Sarkozy's office said he would also speak with Spain's Prime Minister Jose Luis Rodriguez Zapatero.

Spanish and Italian bond yields have risen above 6 percent, approaching the levels that drove much smaller Greece, Portugal and Ireland to seek bailouts from the eurozone and the International Monetary Fund.

Fears that a country may default drive up the interest yields on its bonds. That can become a vicious spiral as the higher rates increase the scale of the debt and frighten away even more bond investors.

European leaders face few and difficult options. They gave their euro440 billion rescue fund new powers to prop up bond markets and rescue banks at a July 21 summit, but the changes are not in effect yet because national parliaments have not approved the measures yet.

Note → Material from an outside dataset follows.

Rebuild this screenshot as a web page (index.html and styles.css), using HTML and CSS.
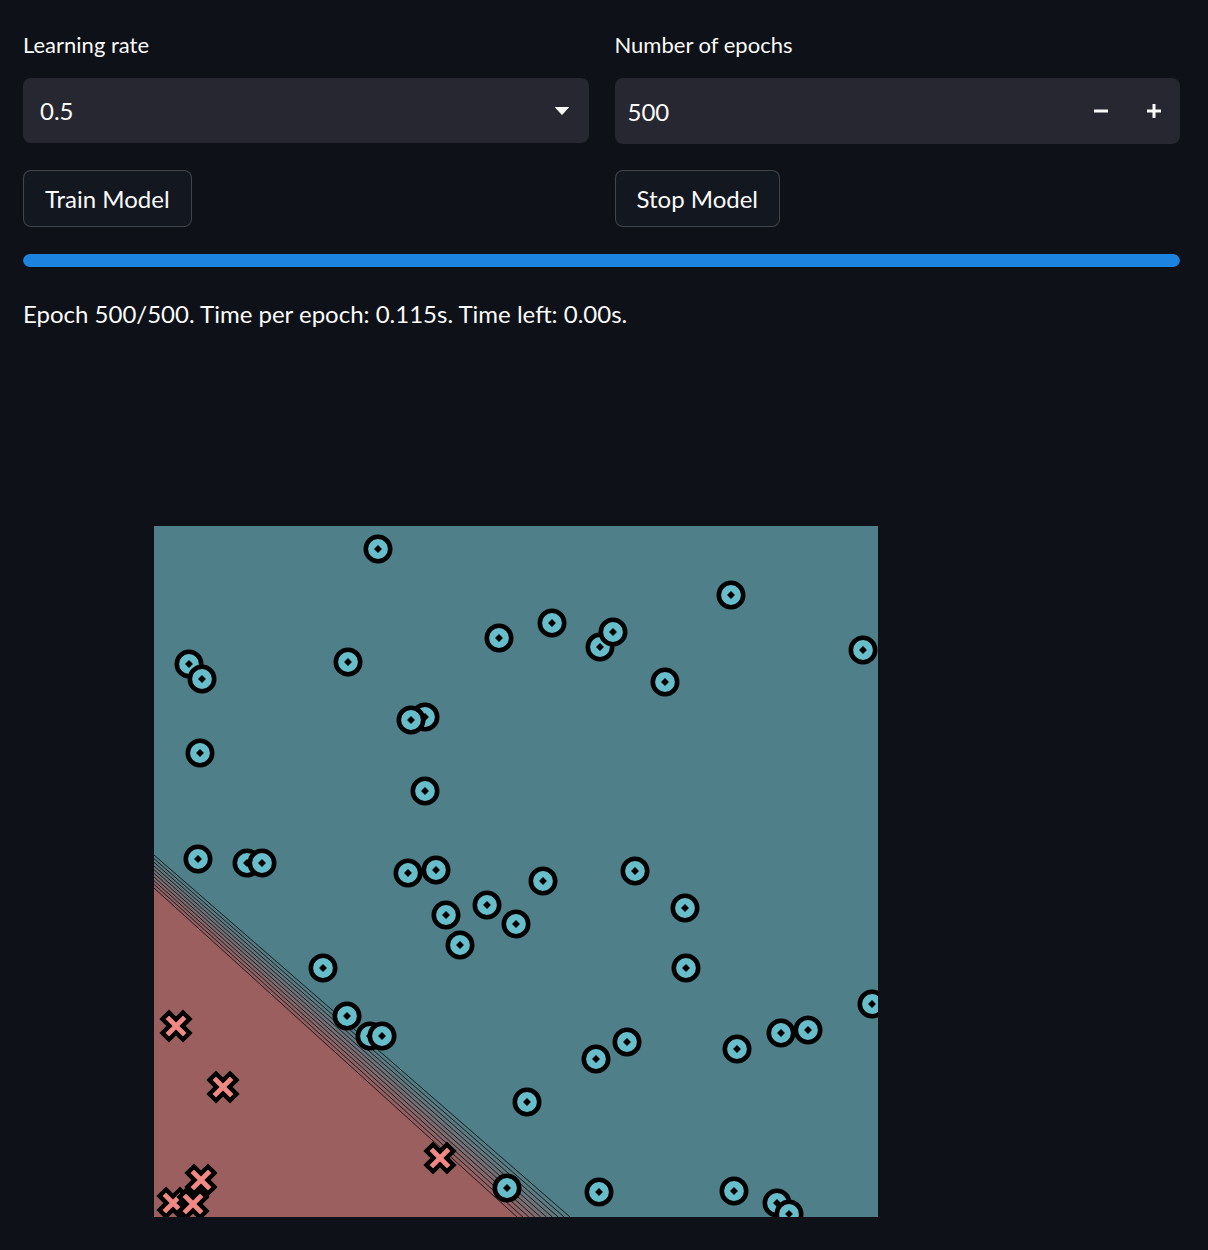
FILE: index.html
```html
<!DOCTYPE html>
<html>
<head>
<meta charset="utf-8">
<link rel="stylesheet" href="styles.css">
</head>
<body>
<main class="main">
  <div class="row">
    <div class="field">
      <label class="label">Learning rate</label>
      <div class="select">
        <span class="value">0.5</span>
        <svg class="caret" width="14" height="8" viewBox="0 0 14 8"><path d="M0.5 0.5 H13.5 L7 7.5 Z" fill="#fafafa" stroke="#fafafa" stroke-width="1" stroke-linejoin="round"/></svg>
      </div>
    </div>
    <div class="field">
      <label class="label">Number of epochs</label>
      <div class="number">
        <span class="value">500</span>
        <div class="steps">
          <span class="step"><svg width="14" height="14" viewBox="0 0 14 14"><rect x="0" y="5.5" width="14" height="3" fill="#fafafa"/></svg></span>
          <span class="step"><svg width="14" height="14" viewBox="0 0 14 14"><rect x="0" y="5.5" width="14" height="3" fill="#fafafa"/><rect x="5.5" y="0" width="3" height="14" fill="#fafafa"/></svg></span>
        </div>
      </div>
    </div>
  </div>
  <div class="row buttons">
    <div><button class="btn">Train Model</button></div>
    <div><button class="btn">Stop Model</button></div>
  </div>
  <div class="progress"><div class="bar" style="width:100%"></div></div>
  <p class="status">Epoch 500/500. Time per epoch: 0.115s. Time left: 0.00s.</p>
  <div class="plot">
    <svg width="724" height="691" viewBox="0 0 724 691">
      <defs>
        <clipPath id="ax"><rect x="0" y="0" width="724" height="691"/></clipPath>
        <g id="o">
          <circle r="12.2" fill="#68bdcb" stroke="#000" stroke-width="4.6"/>
          <rect x="-2.8" y="-2.8" width="5.6" height="5.6" transform="rotate(45)" fill="#000"/>
        </g>
        <g id="x">
          <polygon transform="rotate(45)" points="4.6,4.6 4.6,14.5 -4.6,14.5 -4.6,4.6 -14.5,4.6 -14.5,-4.6 -4.6,-4.6 -4.6,-14.5 4.6,-14.5 4.6,-4.6 14.5,-4.6 14.5,4.6" fill="#f08984" stroke="#000" stroke-width="4.4" stroke-linejoin="miter"/>
        </g>
      </defs>
      <g clip-path="url(#ax)">
        <rect x="0" y="0" width="724" height="691" fill="#4f7f89"/>
        <polygon points="0,362 363,691 0,691" fill="#9b5f5f"/>
        <polygon points="0,362 363,691 368.9,691 0,358.3" fill="#975f61"/>
        <polygon points="0,358.3 368.9,691 374.8,691 0,354.7" fill="#8e6567"/>
        <polygon points="0,354.7 374.8,691 380.7,691 0,351" fill="#86686c"/>
        <polygon points="0,351 380.7,691 386.6,691 0,347.3" fill="#7d6c70"/>
        <polygon points="0,347.3 386.6,691 392.4,691 0,343.7" fill="#757075"/>
        <polygon points="0,343.7 392.4,691 398.3,691 0,340" fill="#6d737a"/>
        <polygon points="0,340 398.3,691 404.2,691 0,336.3" fill="#64777e"/>
        <polygon points="0,336.3 404.2,691 410.1,691 0,332.7" fill="#5c7b83"/>
        <polygon points="0,332.7 410.1,691 416,691 0,329" fill="#537e88"/>
        <g stroke="#111" stroke-opacity="0.9" stroke-width="1" fill="none">
          <line x1="0" y1="362" x2="363" y2="691"/>
          <line x1="0" y1="358.3" x2="368.9" y2="691"/>
          <line x1="0" y1="354.7" x2="374.8" y2="691"/>
          <line x1="0" y1="351" x2="380.7" y2="691"/>
          <line x1="0" y1="347.3" x2="386.6" y2="691"/>
          <line x1="0" y1="343.7" x2="392.4" y2="691"/>
          <line x1="0" y1="340" x2="398.3" y2="691"/>
          <line x1="0" y1="336.3" x2="404.2" y2="691"/>
          <line x1="0" y1="332.7" x2="410.1" y2="691"/>
          <line x1="0" y1="329" x2="416" y2="691"/>
        </g>
        <use href="#x" x="22" y="500"/>
        <use href="#x" x="69" y="561"/>
        <use href="#x" x="286" y="632"/>
        <use href="#x" x="47" y="654"/>
        <use href="#x" x="19" y="677"/>
        <use href="#x" x="39" y="678"/>
        <use href="#o" x="224" y="23"/>
        <use href="#o" x="577" y="69"/>
        <use href="#o" x="345" y="112"/>
        <use href="#o" x="398" y="97"/>
        <use href="#o" x="446" y="121"/>
        <use href="#o" x="459" y="106"/>
        <use href="#o" x="709" y="124"/>
        <use href="#o" x="35" y="138"/>
        <use href="#o" x="48" y="153"/>
        <use href="#o" x="194" y="136"/>
        <use href="#o" x="511" y="156"/>
        <use href="#o" x="271" y="191"/>
        <use href="#o" x="257" y="194"/>
        <use href="#o" x="46" y="227"/>
        <use href="#o" x="271" y="265"/>
        <use href="#o" x="44" y="333"/>
        <use href="#o" x="93" y="337"/>
        <use href="#o" x="108" y="337"/>
        <use href="#o" x="254" y="347"/>
        <use href="#o" x="282" y="344"/>
        <use href="#o" x="389" y="355"/>
        <use href="#o" x="481" y="345"/>
        <use href="#o" x="333" y="379"/>
        <use href="#o" x="292" y="389"/>
        <use href="#o" x="362" y="398"/>
        <use href="#o" x="531" y="382"/>
        <use href="#o" x="306" y="419"/>
        <use href="#o" x="169" y="442"/>
        <use href="#o" x="532" y="442"/>
        <use href="#o" x="718" y="478"/>
        <use href="#o" x="193" y="490"/>
        <use href="#o" x="216" y="510"/>
        <use href="#o" x="228" y="510"/>
        <use href="#o" x="442" y="533"/>
        <use href="#o" x="473" y="516"/>
        <use href="#o" x="583" y="523"/>
        <use href="#o" x="627" y="507"/>
        <use href="#o" x="654" y="504"/>
        <use href="#o" x="373" y="576"/>
        <use href="#o" x="353" y="662"/>
        <use href="#o" x="445" y="666"/>
        <use href="#o" x="580" y="665"/>
        <use href="#o" x="623" y="677"/>
        <use href="#o" x="635" y="688"/>
      </g>
    </svg>
  </div>
</main>
</body>
</html>
```
FILE: styles.css
```css
html, body {
  margin: 0;
  padding: 0;
  background: #0e1117;
  color: #fafafa;
  font-family: Lato, "Liberation Sans", sans-serif;
}

.main {
  padding: 30px 28px 0 23px;
}

.row {
  display: grid;
  grid-template-columns: 1fr 1fr;
  column-gap: 26px;
}

.field {
  display: flex;
  flex-direction: column;
}

.label {
  font-size: 22px;
  line-height: 30px;
  margin-bottom: 18px;
}

.select,
.number {
  display: flex;
  align-items: center;
  justify-content: space-between;
  background: #262730;
  border-radius: 8px;
  font-size: 24px;
  box-sizing: border-box;
}

.select {
  height: 65px;
  padding: 0 20px 0 17px;
}

.number {
  height: 66px;
  padding: 0 0 0 13px;
}

.steps {
  display: flex;
  height: 100%;
}

.step {
  width: 53px;
  display: flex;
  align-items: center;
  justify-content: center;
}

.buttons {
  margin-top: 26px;
}

.btn {
  height: 57px;
  padding: 0 21px;
  border: 1px solid rgba(250, 250, 250, 0.2);
  border-radius: 8px;
  background: #131720;
  color: #fafafa;
  font-family: inherit;
  font-size: 24px;
}

.progress {
  margin-top: 27px;
  height: 13px;
  border-radius: 7px;
  background: #262730;
  overflow: hidden;
}

.bar {
  height: 100%;
  background: #1c83e1;
  border-radius: 7px;
}

.status {
  margin: 29px 0 0;
  font-size: 24px;
  line-height: 36px;
}

.plot {
  margin: 194px 0 0 131px;
  line-height: 0;
}
```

That leaves the European Central Bank, which has been reluctant to buy government bonds because it does not want to be seen as supporting shaky government finances.

A longer-term option would be a eurobond whereby the 17 members of the currency union borrow jointly. But that has firmly been rejected by German and other countries with strong finances since it would mean they would pay higher interest rates.

The market turmoil worsened Thursday after the head of the European Commission, Jose Manuel Barroso, warned that governments needed to move more quickly to implement the new powers for the bailout fund, and after the European Central Bank made only limited purchases of Portuguese and Irish bonds - but not those from Italy or Spain - in an attempt to steadying markets.

The bank also offered new emergency credit to shaky banks. But those moves failed to stop the turmoil.

Commerzbank chief economist Joerg Kraemer said that for now the ECB appeared the only line of defense.

"At present only the ECB would probably be able to buy bonds from the ailing peripheral countries and effectively counteract a potential escalation of the sovereign debt crisis," said Kraemer. "If worst came to worst, we would expect the central bank to do just that, although this would in fact mean financing public spending by printing money."

Currently, the central bank has drained money from the financial system when it buys bonds to ensure that its purchases do not expand the supply of money in the economy.